The Kincaids erected a tower or peel at the end of the thirteenth century when they obtained their lands. Nothing remains of this today, but a house was built in 1690, enlarged during the eighteenth century and rebuilt in 1812.

Kincaid House is located on the old Kincaid lands in what is now Milton of Campsie, East Dunbartonshire in the Central Lowlands. It was the ancestral home of the Kincaids of that Ilk, with the oldest part of the house dating back to 1690. The current style of the house was designed by architect David Hamilton for John Kincaid of that Ilk in 1812. His son and heir, John Lennox Kincaid Lennox, had Hamilton design and build Lennox Castle on the ancient Lennox of Woodhead estate in the Parish of Campsie, about a mile and half west of Lennoxtown, between 1837 and 1841. The family moved there and Kincaid House was sold in 1921. It was eventually converted into a hotel and remains in use as such today.

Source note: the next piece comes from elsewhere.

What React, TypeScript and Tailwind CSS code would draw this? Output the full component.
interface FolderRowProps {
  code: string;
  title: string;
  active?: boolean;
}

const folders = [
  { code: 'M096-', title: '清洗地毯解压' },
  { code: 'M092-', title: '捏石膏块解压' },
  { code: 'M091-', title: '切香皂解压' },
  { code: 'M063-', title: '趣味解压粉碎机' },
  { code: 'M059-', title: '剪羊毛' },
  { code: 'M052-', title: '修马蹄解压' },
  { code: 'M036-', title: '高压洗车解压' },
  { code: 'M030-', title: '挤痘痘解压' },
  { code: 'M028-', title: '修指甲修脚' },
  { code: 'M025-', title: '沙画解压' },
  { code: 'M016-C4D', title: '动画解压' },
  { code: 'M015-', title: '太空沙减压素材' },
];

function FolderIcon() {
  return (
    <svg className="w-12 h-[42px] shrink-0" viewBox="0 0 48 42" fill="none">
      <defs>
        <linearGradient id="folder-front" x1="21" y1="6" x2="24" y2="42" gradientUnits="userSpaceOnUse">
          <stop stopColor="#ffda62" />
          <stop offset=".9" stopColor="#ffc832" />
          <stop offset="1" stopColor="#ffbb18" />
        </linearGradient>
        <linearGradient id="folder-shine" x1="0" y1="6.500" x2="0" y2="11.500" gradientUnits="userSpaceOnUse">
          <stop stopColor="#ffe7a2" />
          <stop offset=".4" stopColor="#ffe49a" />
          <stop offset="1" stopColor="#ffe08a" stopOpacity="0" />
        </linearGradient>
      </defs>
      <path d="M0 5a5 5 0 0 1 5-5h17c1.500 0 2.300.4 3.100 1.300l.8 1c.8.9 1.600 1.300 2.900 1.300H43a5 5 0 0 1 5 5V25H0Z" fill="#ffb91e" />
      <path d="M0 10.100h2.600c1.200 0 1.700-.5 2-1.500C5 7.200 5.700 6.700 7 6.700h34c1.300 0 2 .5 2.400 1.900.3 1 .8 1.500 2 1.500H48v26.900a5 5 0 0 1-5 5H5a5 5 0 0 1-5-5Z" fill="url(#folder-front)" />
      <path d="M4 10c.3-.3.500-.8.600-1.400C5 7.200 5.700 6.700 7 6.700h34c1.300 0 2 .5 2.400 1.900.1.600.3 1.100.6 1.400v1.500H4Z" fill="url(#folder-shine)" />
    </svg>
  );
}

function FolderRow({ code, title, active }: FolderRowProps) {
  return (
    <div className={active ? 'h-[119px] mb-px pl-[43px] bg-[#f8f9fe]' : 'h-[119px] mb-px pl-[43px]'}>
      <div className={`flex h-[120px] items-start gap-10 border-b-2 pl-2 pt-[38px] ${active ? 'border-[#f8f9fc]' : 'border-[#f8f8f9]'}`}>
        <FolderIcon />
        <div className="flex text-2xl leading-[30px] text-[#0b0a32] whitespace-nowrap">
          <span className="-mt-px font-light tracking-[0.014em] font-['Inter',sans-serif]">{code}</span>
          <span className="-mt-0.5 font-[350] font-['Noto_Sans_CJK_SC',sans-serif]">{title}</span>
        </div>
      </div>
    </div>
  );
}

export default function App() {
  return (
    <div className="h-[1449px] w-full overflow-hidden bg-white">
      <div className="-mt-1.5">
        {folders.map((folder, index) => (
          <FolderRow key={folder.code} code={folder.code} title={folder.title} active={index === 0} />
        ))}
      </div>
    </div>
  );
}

Lennox Castle was sold in 1927, and for some time after that was used as a mental hospital, as well as a maternity hospital. The last patients left the hospital in 2002, and Lennox Castle remained empty until it was severely damaged by fire on 19 May 2008. Part of the former castle grounds is now the site of Celtic Football Club's training facility (Lennoxtown Training Centre), while other parts towards Lennoxtown have become a long-term residential development to be completed in several phases, known as Campsie Village.

==Fictional Kincaids==
- Kincade is the groundsman in the 50th anniversary James Bond film Skyfall starring Daniel Craig. Albert Finney portrays the Scottish groundkeeper of Bond's family home.